— Begin Data segment —

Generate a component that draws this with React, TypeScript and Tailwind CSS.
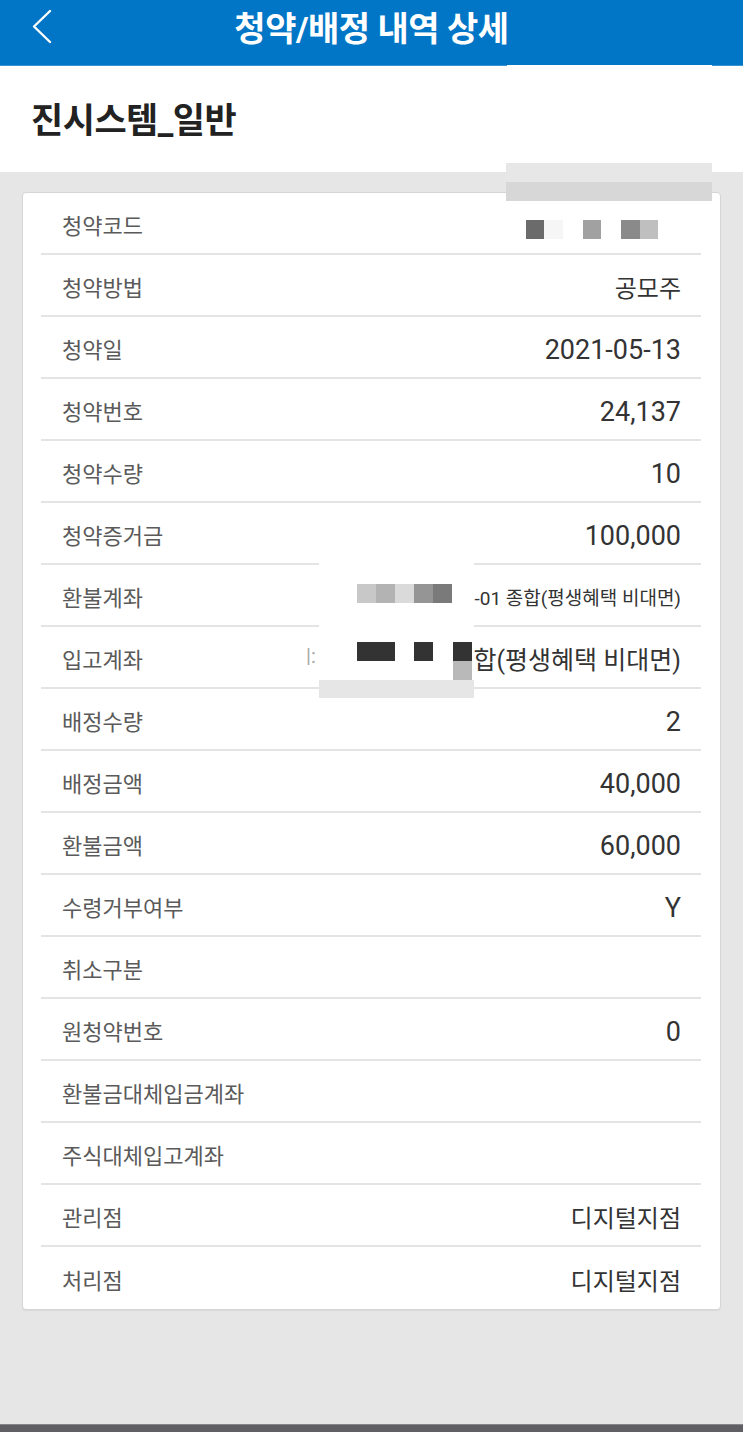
import React from "react";

type Row = { label: string; value?: string; kind?: "num" | "ko" | "small" | "big" };

const rows: Row[] = [
  { label: "청약코드" },
  { label: "청약방법", value: "공모주", kind: "ko" },
  { label: "청약일", value: "2021-05-13", kind: "num" },
  { label: "청약번호", value: "24,137", kind: "num" },
  { label: "청약수량", value: "10", kind: "num" },
  { label: "청약증거금", value: "100,000", kind: "num" },
  { label: "환불계좌", value: "-01 종합(평생혜택 비대면)", kind: "small" },
  { label: "입고계좌", value: "합(평생혜택 비대면)", kind: "big" },
  { label: "배정수량", value: "2", kind: "num" },
  { label: "배정금액", value: "40,000", kind: "num" },
  { label: "환불금액", value: "60,000", kind: "num" },
  { label: "수령거부여부", value: "Y", kind: "num" },
  { label: "취소구분" },
  { label: "원청약번호", value: "0", kind: "num" },
  { label: "환불금대체입금계좌" },
  { label: "주식대체입고계좌" },
  { label: "관리점", value: "디지털지점", kind: "ko" },
  { label: "처리점", value: "디지털지점", kind: "ko" },
];

function valueClass(kind?: Row["kind"]) {
  if (kind === "num") return "text-[27px]";
  if (kind === "small") return "text-[19px]";
  if (kind === "big") return "text-[25px]";
  return "text-[24px]";
}

export default function App() {
  return (
    <div className="relative w-[743px] h-[1432px] overflow-hidden bg-[#e6e6e6] flex flex-col font-['Roboto','Noto_Sans_CJK_KR',sans-serif]">
      {/* Header */}
      <header className="relative h-[66px] bg-[#0276c6] flex items-center justify-center shrink-0 border-b border-[#3b93d2]">
        <svg
          className="absolute left-[30px] top-[8px]"
          width="24"
          height="38"
          viewBox="0 0 24 38"
          fill="none"
        >
          <polyline points="20,3 4,18.5 20,34" stroke="white" strokeWidth="2.4" strokeLinecap="round" strokeLinejoin="round" />
        </svg>
        <h1 className="text-white text-[34px] font-bold leading-none pb-[8px] tracking-[-0.5px]">청약/배정 내역 상세</h1>
      </header>

      {/* Title */}
      <section className="h-[106px] bg-white flex items-center pl-[31px] shrink-0">
        <h2 className="text-[35px] font-bold text-[#222222] leading-none pt-[4px] tracking-[-0.5px]">진시스템_일반</h2>
      </section>

      {/* Card */}
      <main className="px-[22px] pt-[20px]">
        <div className="w-[699px] bg-white border border-[#d6d6d6] rounded-[4px] pl-[18px] pr-[19px] shadow-[0_1px_1px_rgba(0,0,0,0.06)]">
          {rows.map((r, i) => (
            <div
              key={r.label}
              className={`flex items-center justify-between h-[62px] pt-[7px] ${i < rows.length - 1 ? "border-b-2 border-[#e4e4e4]" : ""}`}
            >
              <span className="pl-[21px] text-[22px] text-[#5a5a5a] leading-none">{r.label}</span>
              {r.value ? (
                <span className={`pr-[20px] text-[#333333] leading-none whitespace-nowrap ${valueClass(r.kind)}`}>{r.value}</span>
              ) : null}
            </div>
          ))}
        </div>
      </main>

      <div className="flex-1" />
      <div className="h-[8px] bg-[#5f5f64] border-t border-[#85858a] shrink-0" />

      {/* Redaction overlays (mosaic pasted over the screenshot) */}
      <div className="absolute left-[507px] top-[65px] w-[205px] h-[3px] bg-white" />
      <div className="absolute left-[506px] top-[163px] w-[206px] flex flex-col">
        <div className="h-[19px] bg-[#e7e7e7]" />
        <div className="h-[19px] bg-[#d7d7d7]" />
      </div>

      <div className="absolute left-[526px] top-[220px] flex h-[19px]">
        <div className="w-[18px] bg-[#6b6b6b]" />
        <div className="w-[19px] bg-[#f6f6f6]" />
        <div className="w-[20px]" />
        <div className="w-[18px] bg-[#a1a1a1]" />
        <div className="w-[20px]" />
        <div className="w-[19px] bg-[#8a8a8a]" />
        <div className="w-[18px] bg-[#bfbfbf]" />
      </div>

      <div className="absolute left-[319px] top-[560px] w-[155px] flex flex-col">
        <div className="h-[120px] bg-white flex flex-col pl-[38px] pt-[24px]">
          <div className="flex h-[19px]">
            <div className="w-[19px] bg-[#c8c8c8]" />
            <div className="w-[19px] bg-[#b3b3b3]" />
            <div className="w-[19px] bg-[#dadada]" />
            <div className="w-[19px] bg-[#959595]" />
            <div className="w-[19px] bg-[#7a7a7a]" />
          </div>
          <div className="flex mt-[39px]">
            <div className="w-[38px] h-[19px] bg-[#333333]" />
            <div className="w-[19px]" />
            <div className="w-[19px] h-[19px] bg-[#333333]" />
            <div className="w-[20px]" />
            <div className="flex flex-col w-[19px]">
              <div className="h-[19px] bg-[#333333]" />
              <div className="h-[19px] bg-[#b9b9b9]" />
            </div>
          </div>
        </div>
        <div className="h-[18px] bg-[#e6e6e6]" />
      </div>
      <span className="absolute left-[306px] top-[646px] text-[20px] leading-none text-[#a8a8a8]">|:</span>
    </div>
  );
}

— End Data segment —

Transcribe the opening line of the listing above, please, and every line after it through the line with "string; value?: string;", word for word, without pictures.

Generate a component that draws this with React, TypeScript and Tailwind CSS.
import React from "react";

type Row = { label: string; value?: string; kind?: "num" | "ko" | "small" | "big" };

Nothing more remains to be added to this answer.